Center Erik McCoy also described Kamara as “money” when it comes to knowing the Saints’ pass protections.

“When you kind of come into your own and your skill level is at an all-time high, then you add the experience of going on four years as an NFL player and being in an offense like this … it’s like when all of the stars align,” Brees said. “Like, man, he’s in his prime. And he’s poised to be able to do pretty much anything.”

Curing the boredom

The only problem with Kamara’s football mind operating at the same elusive speed as his legs is he admittedly gets bored in practice sometimes.

A couple years ago, Payton actually gave Kamara a fidget spinner to play with on those occasions where his mind started to wander.

“That’s like the ongoing joke with me, my attention span when it comes to some of these things,” Kamara said earlier this season. “I do kind of pride myself in being smart and being able to retain information.
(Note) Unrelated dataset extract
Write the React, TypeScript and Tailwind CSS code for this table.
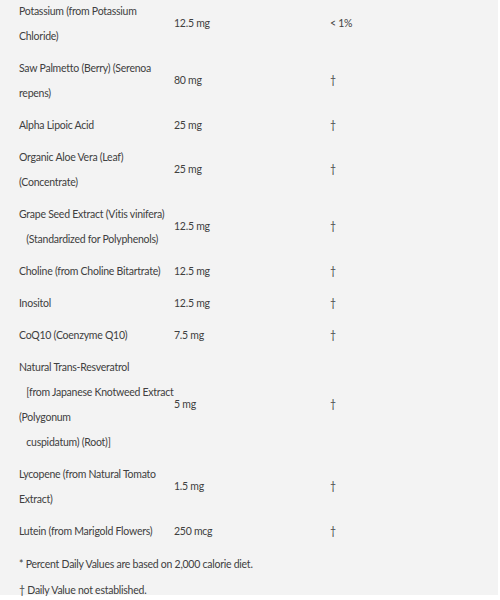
import React from "react";

type Row = { name: string[]; amount: string; dv: string };

const rows: Row[] = [
  { name: ["Potassium (from Potassium", "Chloride)"], amount: "12.5 mg", dv: "< 1%" },
  { name: ["Saw Palmetto (Berry) (Serenoa", "repens)"], amount: "80 mg", dv: "†" },
  { name: ["Alpha Lipoic Acid"], amount: "25 mg", dv: "†" },
  { name: ["Organic Aloe Vera (Leaf)", "(Concentrate)"], amount: "25 mg", dv: "†" },
  { name: ["Grape Seed Extract (Vitis vinifera)", "\u00a0\u00a0\u00a0(Standardized for Polyphenols)"], amount: "12.5 mg", dv: "†" },
  { name: ["Choline (from Choline Bitartrate)"], amount: "12.5 mg", dv: "†" },
  { name: ["Inositol"], amount: "12.5 mg", dv: "†" },
  { name: ["CoQ10 (Coenzyme Q10)"], amount: "7.5 mg", dv: "†" },
  {
    name: [
      "Natural Trans-Resveratrol",
      "\u00a0\u00a0\u00a0[from Japanese Knotweed Extract",
      "(Polygonum",
      "\u00a0\u00a0\u00a0cuspidatum) (Root)]",
    ],
    amount: "5 mg",
    dv: "†",
  },
  { name: ["Lycopene (from Natural Tomato", "Extract)"], amount: "1.5 mg", dv: "†" },
  { name: ["Lutein (from Marigold Flowers)"], amount: "250 mcg", dv: "†" },
];

export default function App() {
  return (
    <div className="w-[500px] h-[600px] bg-white overflow-hidden">
      <div
        className="w-[498px] h-[600px] bg-[#f3f3f3] text-[#404040] text-[10.5px] tracking-[-0.25px] leading-[25px] pl-[19px]"
        style={{ fontFamily: "Lato, 'Open Sans', sans-serif" }}
      >
        <div className="-mt-[5px]">
          {rows.map((r, i) => (
            <div key={i} className="flex items-center py-[3.5px]">
              <div className="w-[155px] shrink-0 whitespace-pre">
                {r.name.map((l, j) => (
                  <div key={j}>{l}</div>
                ))}
              </div>
              <div className="w-[156px] shrink-0">{r.amount}</div>
              <div>{r.dv}</div>
            </div>
          ))}
        </div>
        <div className="pt-[3.5px]">
          <div className="leading-[26px] h-[26px]">* Percent Daily Values are based on 2,000 calorie diet.</div>
          <div className="leading-[26px] h-[26px]">† Daily Value not established.</div>
        </div>
      </div>
    </div>
  );
}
So there’s times where even Coach Thomas, I’m talking to him, and I’m like, ‘Yo, just chill, I got it.'”

“It may seem like I don’t, because I just got to try to have fun and keep it light. So they’re always checking on me. … But I’ve got it.”

Kamara said he has always wanted to know as much as possible about the offense and what opposing defenses are trying to do to him. He said that was the case as far back as he can remember. But it has especially ramped up because of the level of play in the NFL — and because he has gotten to work alongside a fellow analytical mind like Brees.
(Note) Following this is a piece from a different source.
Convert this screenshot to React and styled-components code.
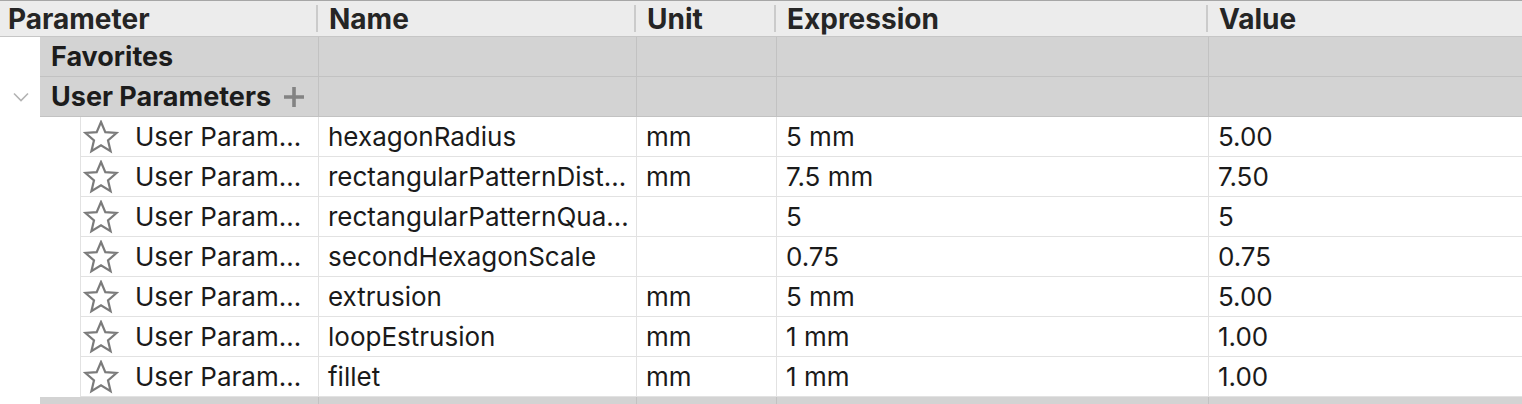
import React from "react";
import styled, { createGlobalStyle } from "styled-components";

const Global = createGlobalStyle`
  html, body { margin: 0; padding: 0; background: #ffffff; }
  body { font-family: Inter, "Noto Sans", "Liberation Sans", sans-serif; overflow: hidden; }
`;

const COLS = [319, 318, 140, 432];

const Table = styled.div`
  width: 1522px;
  display: flex;
  flex-direction: column;
  border-top: 1px solid #a6a6a6;
`;

const HeaderRow = styled.div`
  display: grid;
  grid-template-columns: ${COLS.map((c) => c + "px").join(" ")} 1fr;
  height: 35px;
  background: #ececec;
  border-bottom: 1px solid #c6c6c6;
`;

const HeaderCell = styled.div`
  position: relative;
  display: flex;
  align-items: center;
  padding-left: ${(p) => (p.$first ? 8 : 10)}px;
  font-size: 28px;
  font-weight: 700;
  color: #252525;
  letter-spacing: 0;
  &::after {
    content: "";
    display: ${(p) => (p.$last ? "none" : "block")};
    position: absolute;
    right: 1px;
    top: 4px;
    bottom: 4px;
    width: 2px;
    background: #cbcbcb;
  }
`;

const Row = styled.div`
  display: flex;
  height: 40px;
`;

const Gutter = styled.div`
  width: ${(p) => p.$w}px;
  flex: none;
  display: flex;
  align-items: center;
  padding-left: 13px;
  box-sizing: border-box;
  background: #ffffff;
`;

const Cells = styled.div`
  flex: 1;
  display: grid;
  grid-template-columns: ${(p) => COLS[0] - p.$indent}px ${COLS.slice(1).map((c) => c + "px").join(" ")} 1fr;
  background: ${(p) => (p.$group ? "#d3d3d3" : "#ffffff")};
  border-bottom: 1px solid ${(p) => (p.$group ? "#c2c2c2" : "#e2e2e2")};
  border-left: ${(p) => (p.$group ? "none" : "1px solid #e2e2e2")};
`;

const Cell = styled.div`
  display: flex;
  align-items: center;
  gap: ${(p) => p.$gap ?? 12}px;
  padding-left: ${(p) => p.$pl ?? 9}px;
  border-right: ${(p) => (p.$last ? "none" : `1px solid ${p.$group ? "#c2c2c2" : "#e2e2e2"}`)};
  font-size: ${(p) => (p.$bold ? 27 : 26)}px;
  font-weight: ${(p) => (p.$bold ? 700 : 400)};
  color: ${(p) => (p.$bold ? "#1c1c1c" : "#1a1a1a")};
  white-space: nowrap;
  overflow: hidden;
`;

const PlusIcon = () => (
  <svg width="22" height="22" viewBox="0 0 22 22" style={{ flex: "none" }}>
    <path d="M11 1 V21 M1 11 H21" stroke="#838383" strokeWidth="3.6" />
  </svg>
);

const Chevron = () => (
  <svg width="16" height="10" viewBox="0 0 16 10">
    <path d="M1 1.5 L8 8.5 L15 1.5" fill="none" stroke="#b3b3b3" strokeWidth="1.6" />
  </svg>
);

const Star = () => (
  <svg width="36" height="34" viewBox="0 0 36 34" style={{ flex: "none" }}>
    <path
      d="M18 2 L22.3 12.2 L33.5 13 L25 20.3 L27.6 31.2 L18 25.4 L8.4 31.2 L11 20.3 L2.5 13 L13.7 12.2 Z"
      fill="none"
      stroke="#7b7b7b"
      strokeWidth="2.2"
      strokeLinejoin="miter"
    />
  </svg>
);

const params = [
  ["hexagonRadius", "mm", "5 mm", "5.00"],
  ["rectangularPatternDist…", "mm", "7.5 mm", "7.50"],
  ["rectangularPatternQua…", "", "5", "5"],
  ["secondHexagonScale", "", "0.75", "0.75"],
  ["extrusion", "mm", "5 mm", "5.00"],
  ["loopEstrusion", "mm", "1 mm", "1.00"],
  ["fillet", "mm", "1 mm", "1.00"],
];

const headers = ["Parameter", "Name", "Unit", "Expression", "Value"];

function GroupRow({ label, plus, chevron }) {
  return (
    <Row>
      <Gutter $w={40}>{chevron && <Chevron />}</Gutter>
      <Cells $group $indent={40}>
        <Cell $group $bold $pl={11} $gap={12}>
          {label}
          {plus && <PlusIcon />}
        </Cell>
        <Cell $group />
        <Cell $group />
        <Cell $group />
        <Cell $group $last />
      </Cells>
    </Row>
  );
}

export default function App() {
  return (
    <>
      <Global />
      <Table>
        <HeaderRow>
          {headers.map((h, i) => (
            <HeaderCell key={h} $first={i === 0} $last={i === headers.length - 1}>
              {h}
            </HeaderCell>
          ))}
        </HeaderRow>
        <GroupRow label="Favorites" />
        <GroupRow label="User Parameters" plus chevron />
        {params.map(([name, unit, expr, val]) => (
          <Row key={name}>
            <Gutter $w={80} />
            <Cells $indent={81}>
              <Cell $pl={2} $gap={16}>
                <Star />
                User Param…
              </Cell>
              <Cell>{name}</Cell>
              <Cell>{unit}</Cell>
              <Cell>{expr}</Cell>
              <Cell $last>{val}</Cell>
            </Cells>
          </Row>
        ))}
        <GroupRow label="" />
      </Table>
    </>
  );
}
“I always watch him and how he dissects the game and dissects plays. And I always try to learn the plays, and I’ll call them out, like recite the plays when Drew is in the huddle and just try to know alignments, assignments, everybody, everything,” Kamara said. “So it makes the game easier. And it makes it fun, because I’ll be bored sometimes.”
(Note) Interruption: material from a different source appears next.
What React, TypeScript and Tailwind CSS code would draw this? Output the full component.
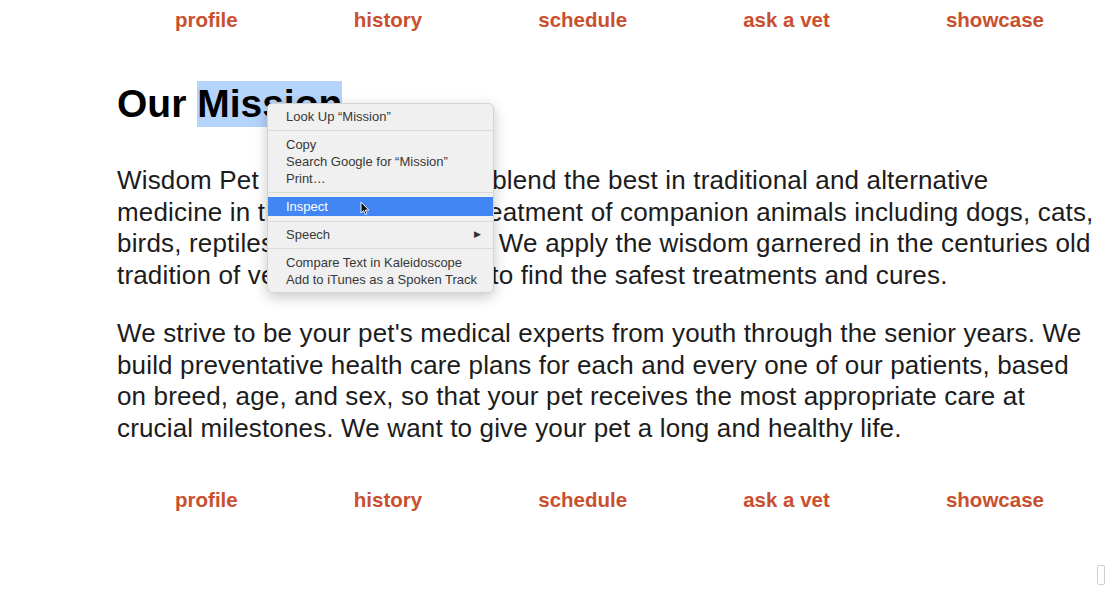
const navLinks = ["profile", "history", "schedule", "ask a vet", "showcase"]

function NavBar() {
  return (
    <nav className="flex h-[40px] items-center justify-around">
      {navLinks.map((link) => (
        <a key={link} href="#" className="text-[20.5px] font-bold text-[#c9502e]">
          {link}
        </a>
      ))}
    </nav>
  )
}

type MenuEntry = { label: string; active?: boolean; submenu?: boolean } | "sep" | "sep-sm"

const menuEntries: MenuEntry[] = [
  { label: "Look Up \u201cMission\u201d" },
  "sep",
  { label: "Copy" },
  { label: "Search Google for \u201cMission\u201d" },
  { label: "Print\u2026" },
  "sep-sm",
  { label: "Inspect", active: true },
  "sep-sm",
  { label: "Speech", submenu: true },
  "sep",
  { label: "Compare Text in Kaleidoscope" },
  { label: "Add to iTunes as a Spoken Track" },
]

function Cursor() {
  return (
    <svg width="10" height="15" viewBox="0 0 10 15" className="absolute left-[92px] top-[4px]">
      <path d="M1 1 L1 12 L3.6 9.6 L5.4 13.6 L7 12.9 L5.3 9 L8.8 9 Z" fill="#111" stroke="#fff" strokeWidth="0.9" />
    </svg>
  )
}

function ContextMenu() {
  return (
    <div className="absolute left-[150px] top-[22px] w-[227px] rounded-[5px] border border-[#d4d4d4] bg-[#f0f0f0] py-[4px] shadow-[0_4px_14px_rgba(0,0,0,0.22)] font-['Liberation_Sans',Arial,sans-serif] text-[13px] text-[#383838]">
      {menuEntries.map((entry, i) =>
        entry === "sep" || entry === "sep-sm" ? (
          <div key={i} className={`flex items-center ${entry === "sep" ? "h-[11px]" : "h-[10px]"}`}>
            <div className="h-px w-full bg-[#dadada]" />
          </div>
        ) : (
          <div
            key={i}
            className={`relative flex items-center pl-[18px] pr-[12px] ${
              entry.active ? "h-[19px] bg-[#4286f4] text-white" : "h-[17px]"
            }`}
          >
            <span className="flex-1">{entry.label}</span>
            {entry.submenu && <span className="text-[9px] text-[#333]">&#9654;</span>}
            {entry.active && <Cursor />}
          </div>
        )
      )}
    </div>
  )
}

export default function App() {
  return (
    <div className="relative min-h-screen bg-white font-['Liberation_Sans',Arial,sans-serif]">
      <div className="ml-[117px] w-[985px]">
        <NavBar />

        <main className="relative">
          <h1 className="mt-[41px] text-[39px] font-bold leading-[46px] text-black">
            Our <span className="inline-block bg-[#b4d4fb]">Mission</span>
          </h1>

          <p className="mt-[38px] whitespace-nowrap text-[26px] leading-[31.5px] tracking-[0.17px] text-[#1c1c1c]">
            Wisdom Pet Medicine strives to blend the best in traditional and alternative
            <br />
            medicine in the diagnosis and treatment of companion animals including dogs, cats,
            <br />
            birds, reptiles, rodents, and fish. We apply the wisdom garnered in the centuries old
            <br />
            tradition of veterinary medicine, to find the safest treatments and cures.
          </p>

          <p className="mt-[27px] whitespace-nowrap text-[26px] leading-[31.5px] tracking-[0.15px] text-[#1c1c1c]">
            We strive to be your pet's medical experts from youth through the senior years. We
            <br />
            build preventative health care plans for each and every one of our patients, based
            <br />
            on breed, age, and sex, so that your pet receives the most appropriate care at
            <br />
            crucial milestones. We want to give your pet a long and healthy life.
          </p>

          <ContextMenu />
        </main>

        <div className="mt-[36px]">
          <NavBar />
        </div>
      </div>

      <div className="absolute left-[1097px] top-[565px] h-[20px] w-[8px] rounded-[2px] border border-[#cfcfcf]" />
    </div>
  )
}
Kamara also revealed another reason he has always approached the game this way.

“I’m gonna be honest. This might give you some insight into how I think and, like, the real football IQ. So me, I don’t like people saying s— to me,” Kamara said. “So when we install something, I try to take the time to know what’s going on before it’s even installed. So when it’s installed, I already know, then it’s just reinforced. And then when I get on the field, and you know, Sean might try to say something to me before the play like, ‘Hey, this is that one …’ And I’m like, ‘Yeah, I got it already, I know it.’

“So it might be a little bit of pride for me.”

Of course, it’s also a fun payoff when Kamara can carve up a defense because he knows how it’s going to attack him.

Kamara is the first player in NFL history to produce at least 500 rushing yards and 500 receiving yards in each of his first four seasons. And he already ranks second in Saints history with 59 career touchdowns.

“A lot of that starts with identifying what they’re trying to do to him — and then being able to react,” McAllister said. “When you see Alvin run, it’s almost like he’s gliding — he’s so smooth. He’s either pulling away from everyone, or no one can really bring him down.

“It’s almost like he’s one or two moves ahead of where that defense is.”